### [DATA LISTING]

┄┄┄┄┄┄┄┄┄┄

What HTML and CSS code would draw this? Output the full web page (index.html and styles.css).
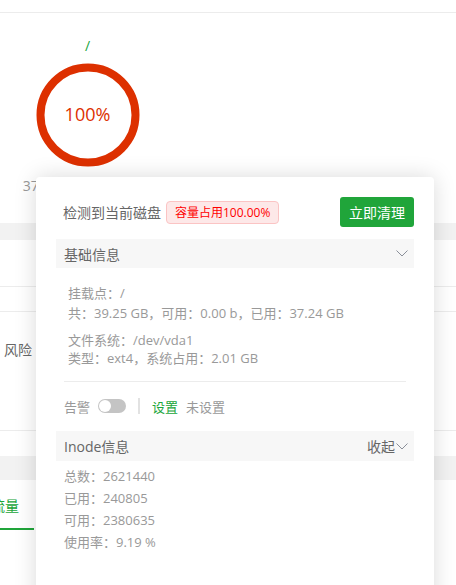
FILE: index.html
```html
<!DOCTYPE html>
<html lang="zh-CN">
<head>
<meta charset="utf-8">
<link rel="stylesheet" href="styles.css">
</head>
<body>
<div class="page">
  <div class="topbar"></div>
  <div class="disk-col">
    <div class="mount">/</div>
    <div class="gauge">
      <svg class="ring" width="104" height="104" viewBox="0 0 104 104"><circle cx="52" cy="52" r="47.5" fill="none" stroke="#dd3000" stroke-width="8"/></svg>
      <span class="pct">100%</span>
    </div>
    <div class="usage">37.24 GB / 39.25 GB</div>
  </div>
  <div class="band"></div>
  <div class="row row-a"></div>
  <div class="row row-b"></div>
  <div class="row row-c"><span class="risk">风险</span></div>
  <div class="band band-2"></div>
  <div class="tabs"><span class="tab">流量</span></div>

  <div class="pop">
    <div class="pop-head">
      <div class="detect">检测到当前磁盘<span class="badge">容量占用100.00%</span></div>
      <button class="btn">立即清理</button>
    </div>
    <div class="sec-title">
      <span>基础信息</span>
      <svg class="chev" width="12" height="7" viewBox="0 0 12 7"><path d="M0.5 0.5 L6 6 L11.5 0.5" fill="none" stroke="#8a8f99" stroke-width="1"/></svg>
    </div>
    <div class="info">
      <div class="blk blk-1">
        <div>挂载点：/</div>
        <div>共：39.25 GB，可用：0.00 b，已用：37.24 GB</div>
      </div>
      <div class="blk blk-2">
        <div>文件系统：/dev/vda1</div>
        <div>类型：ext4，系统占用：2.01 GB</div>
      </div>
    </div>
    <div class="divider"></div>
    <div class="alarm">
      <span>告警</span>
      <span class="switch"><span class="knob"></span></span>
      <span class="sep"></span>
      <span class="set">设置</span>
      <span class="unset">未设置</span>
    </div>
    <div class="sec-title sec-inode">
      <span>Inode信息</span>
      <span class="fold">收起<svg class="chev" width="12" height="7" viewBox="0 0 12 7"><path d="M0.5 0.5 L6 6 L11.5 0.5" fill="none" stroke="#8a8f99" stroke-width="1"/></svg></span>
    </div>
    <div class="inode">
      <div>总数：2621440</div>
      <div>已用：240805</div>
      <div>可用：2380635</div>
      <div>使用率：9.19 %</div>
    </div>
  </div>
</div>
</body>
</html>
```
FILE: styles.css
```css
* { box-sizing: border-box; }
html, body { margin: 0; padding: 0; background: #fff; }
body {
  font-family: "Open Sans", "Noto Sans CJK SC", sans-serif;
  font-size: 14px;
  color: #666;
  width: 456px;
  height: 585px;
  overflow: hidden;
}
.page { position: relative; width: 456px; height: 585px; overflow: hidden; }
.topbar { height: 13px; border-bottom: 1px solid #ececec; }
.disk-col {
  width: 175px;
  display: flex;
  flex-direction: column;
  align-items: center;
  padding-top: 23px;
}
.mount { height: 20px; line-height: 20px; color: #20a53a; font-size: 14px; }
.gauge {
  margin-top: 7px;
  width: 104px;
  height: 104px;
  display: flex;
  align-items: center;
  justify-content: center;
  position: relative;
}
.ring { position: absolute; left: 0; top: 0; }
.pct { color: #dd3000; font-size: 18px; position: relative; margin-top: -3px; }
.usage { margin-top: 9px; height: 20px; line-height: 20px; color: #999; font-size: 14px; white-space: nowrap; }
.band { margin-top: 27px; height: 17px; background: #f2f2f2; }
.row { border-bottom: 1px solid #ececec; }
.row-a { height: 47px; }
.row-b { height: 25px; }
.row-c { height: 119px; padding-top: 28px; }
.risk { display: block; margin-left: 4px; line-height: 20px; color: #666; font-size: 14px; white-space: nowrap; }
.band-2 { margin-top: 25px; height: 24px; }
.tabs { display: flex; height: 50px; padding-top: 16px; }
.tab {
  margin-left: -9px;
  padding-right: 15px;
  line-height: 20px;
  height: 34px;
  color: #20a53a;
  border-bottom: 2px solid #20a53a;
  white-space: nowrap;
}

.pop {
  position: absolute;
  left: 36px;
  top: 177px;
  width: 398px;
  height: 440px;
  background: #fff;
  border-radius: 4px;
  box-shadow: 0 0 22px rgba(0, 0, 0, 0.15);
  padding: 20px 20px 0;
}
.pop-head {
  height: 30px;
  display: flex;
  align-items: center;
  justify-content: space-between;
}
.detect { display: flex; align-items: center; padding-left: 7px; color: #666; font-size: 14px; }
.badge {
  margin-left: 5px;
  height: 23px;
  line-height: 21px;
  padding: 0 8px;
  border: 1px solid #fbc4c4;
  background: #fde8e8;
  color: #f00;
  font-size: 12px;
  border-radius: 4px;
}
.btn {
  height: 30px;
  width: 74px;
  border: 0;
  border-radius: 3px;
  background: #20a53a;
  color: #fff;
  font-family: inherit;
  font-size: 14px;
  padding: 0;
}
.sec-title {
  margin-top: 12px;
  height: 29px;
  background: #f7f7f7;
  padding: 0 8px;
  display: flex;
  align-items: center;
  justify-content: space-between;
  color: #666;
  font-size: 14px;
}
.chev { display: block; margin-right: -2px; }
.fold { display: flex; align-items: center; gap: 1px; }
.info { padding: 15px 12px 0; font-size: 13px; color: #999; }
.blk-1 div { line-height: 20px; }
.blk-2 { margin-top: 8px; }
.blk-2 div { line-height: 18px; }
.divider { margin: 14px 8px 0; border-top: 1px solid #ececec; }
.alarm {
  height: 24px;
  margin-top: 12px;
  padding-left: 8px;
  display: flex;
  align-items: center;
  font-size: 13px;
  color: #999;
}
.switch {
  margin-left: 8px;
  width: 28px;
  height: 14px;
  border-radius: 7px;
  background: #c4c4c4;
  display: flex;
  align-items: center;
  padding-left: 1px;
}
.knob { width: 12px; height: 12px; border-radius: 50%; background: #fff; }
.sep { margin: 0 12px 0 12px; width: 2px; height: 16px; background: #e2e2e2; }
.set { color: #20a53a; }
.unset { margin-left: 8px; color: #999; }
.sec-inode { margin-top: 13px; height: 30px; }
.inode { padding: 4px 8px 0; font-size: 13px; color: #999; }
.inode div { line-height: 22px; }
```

┄┄┄┄┄┄┄┄┄┄

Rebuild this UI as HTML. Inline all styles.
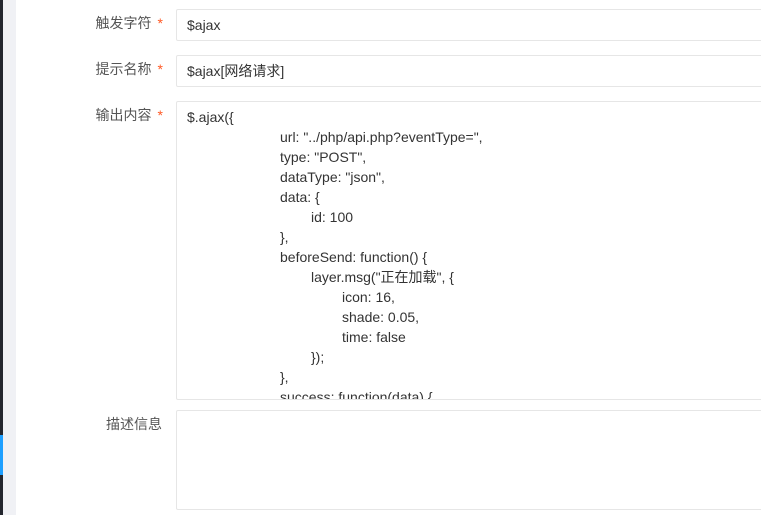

┄┄┄┄┄┄┄┄┄┄

### [YOUR INSTRUCTIONS]
Write down the number of lines where the word "this" appears, and nothing further.

### [CORRECT OUTPUT]
2